Klodiana Vefa, la donna che voleva essere libera
In questa triste vicenda rimane il destino di due ragazzi che adesso sono rimasti orfani, traditi da chi avrebbe dovuto proteggerli
Si chiude con un sipario di quelli più amari la storia di Klodiana Vefa, la donna di 37 anni uccisa con due colpi di pistola a Castefiorentino, in provincia di Firenze. E' sempre il suo ex marito, Alfred Vefa, l'uomo che l'ha freddata alle spalle, a decidere di nuovo la fine. Il tutto con un colpo di teatro. Ha messo fine alla sua vita in un campo di ciliegi, nella periferia di San Casciano in Val di Pesa. A 25 chilometri di distanza da via Galvani dove ha lasciato a terra Klodiana.
Quegli alberi, dove ha trovato riparo l'uomo di 47 anni per spararsi un colpo secco in testa, sono stati piantati circa 20 anni. Gli stessi anni da quando la coppia aveva fatto dell'Italia la sua casa. Prima si era trasferito Fredi, così lo chiamano gli amici. Nel 2003 sarebbe venuta Klodiana.
Poi sono nati i figli, un maschio ed una femmina, cui nomi erano tatuati nel avanbraccio di Fredi. Anche il nome di Klodiana era accanto al loro. Solcati nella pelle per sempre. Così, come per sempre ha tolto la vita a quella che considerava una cosa sua, l'ex moglie.
Una famiglia distrutta
Rimane la disperazione di due ragazzi, di 17 e 14 anni, i figli di Klodiana e Alfred, appunto. E' il silenzio dei loro ragazzi adesso a parlare. Le loro mani giunte e gli occhi pieni di lacrime sono il simbolo di questa tragica vicenda.
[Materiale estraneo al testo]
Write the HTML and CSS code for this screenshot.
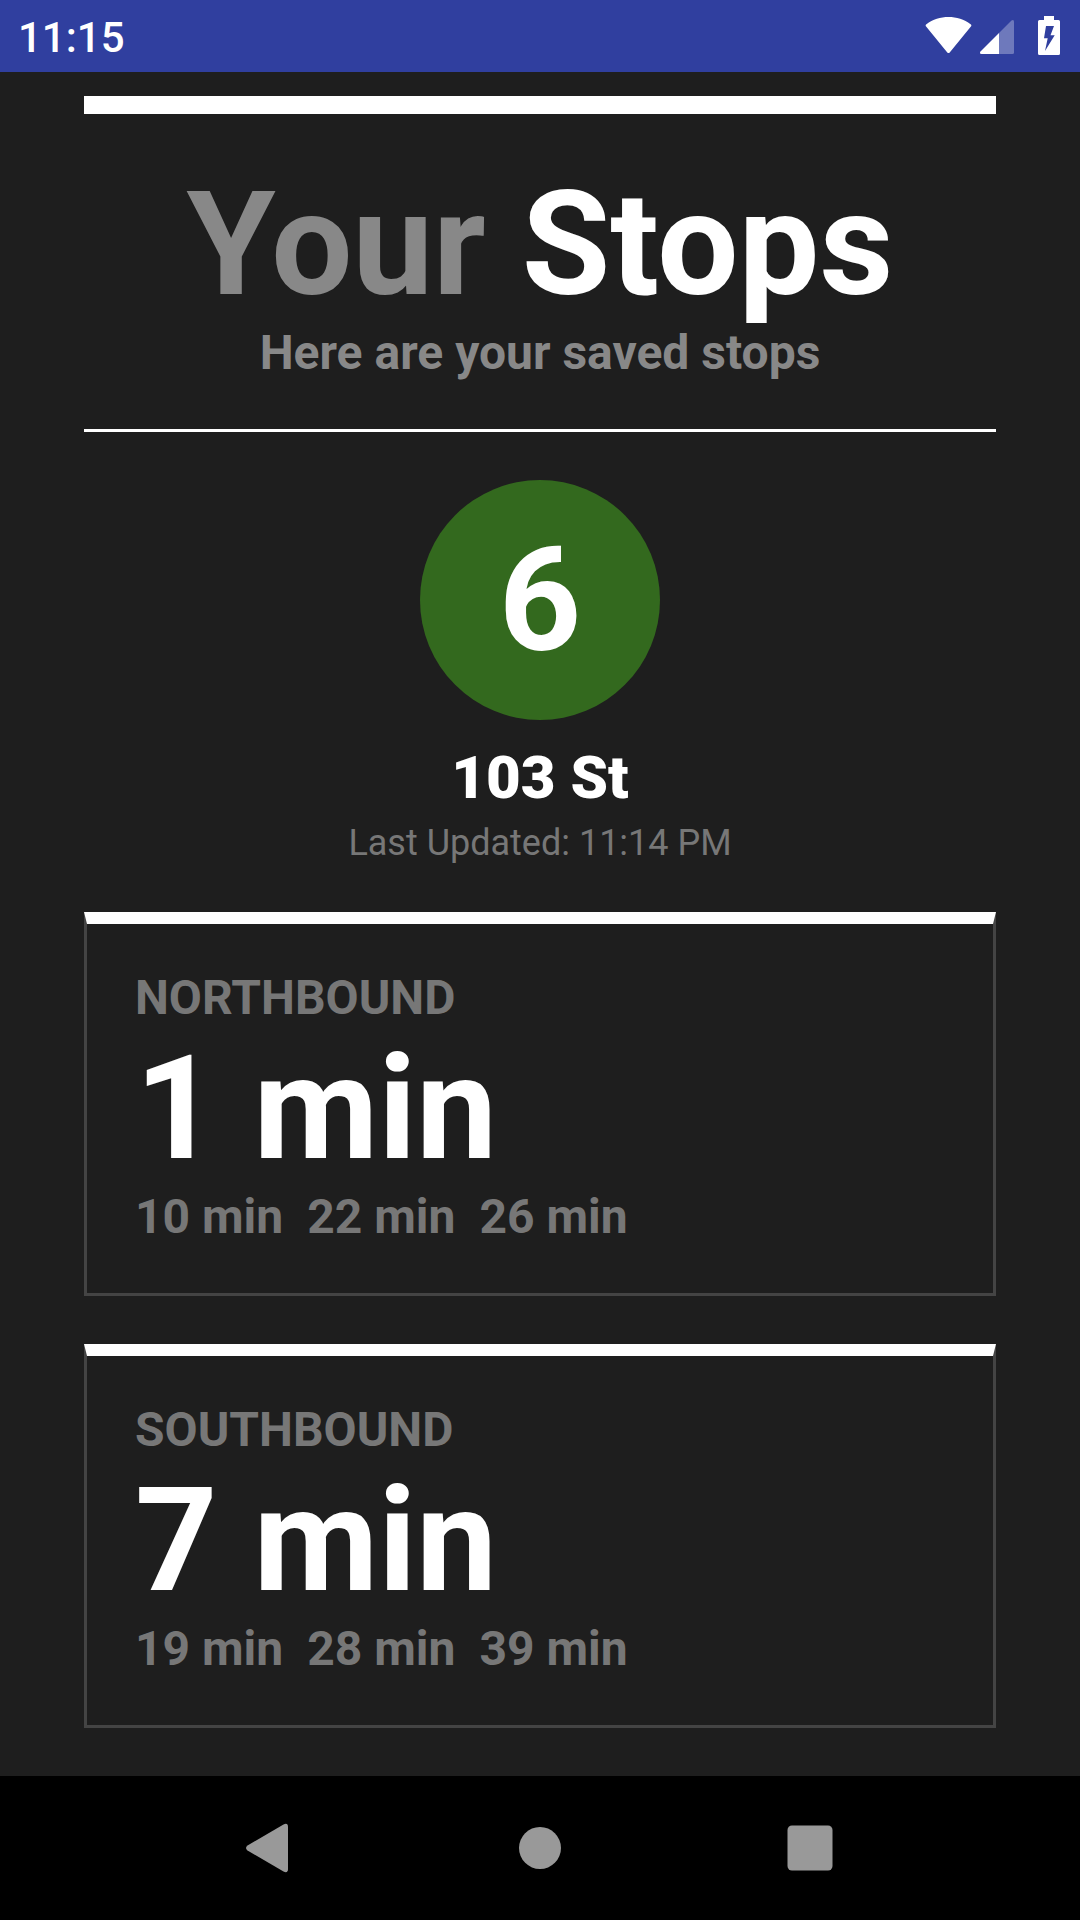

Lucidi, fieri, forti. Così si sono presentati davanti alla panchina rossa in piazza Gramsci a Castelfiorentino dove si era data appuntamento venerdì sera, 29 settembre, una comunità intera. Lo sguardo perso su quelle fotografie che erano state attaccate con lo scotch sulla panchina, simbolo della violenza sulle donne. Stretti gli uni agli altri.
Con la zia, la sorella di Klodiana, che sotto voce chiedeva in albanese se poteva urlare. Forse voleva piangerla a modo suo. Forse voleva chiedere a Klodiana se aveva sentito dolore. Forse le voleva chiedere se, stesa su quel marciapiede in via Galvani quella notte autunnale, avesse sentito freddo. Forse...
Una comunità in lutto
A illuminare il silenzio di quei singhiozzi di dignità ci sono state le fiaccole, accese una dietro l'altra. Poi un serpentone di circa duemila persone si è riversato nelle vie di Castelfiorentino. Una comunità in lutto: quella albanese e castellana. Vicini perché certi dolori non hanno etnia nè colore. Sono dolori e basta. E così è stato.
"E' un femminicidio", ha urlato il sindaco di Castelfiorentino, Alessio Falorini. "Adesso - ha detto - è l'ora dell'indignazione".
E' il giorno delle lacrime e degli abbracci. Dei fiori di chi non la conosceva Klodiana Vefa, la donna che sui social scriveva "fai il modo che nessuno ti levi il sogno di volare e di essere libera". A lei, invece i sogni glieli ha spezzati chi diceva di amarla e sul braccio si era tatutato "nel mio cuore ci sei solo te amore". Invece le ha sparato due colpi a pochi metri da casa, togliendole la vita.
Voleva essere una donna libera Klodiana. Forse diventata grande troppo presto.
"Ti auguro di girare pagina", le scriveva la figlia in una lettera nel 2019. E poi ancora: tu non piangere ridi sempre. Un sorriso spento per sempre davanti a chi le aveva promesso amore eterno.
Adesso, gli occhi al cielo perché "te eri bella e ti volevano bene tutti", ha sussurrato la sorella di Klodiana. Le mani strette ai nipoti. I vestiti neri, come nera è questa storia. Una storia dal sapore amaro, appunto.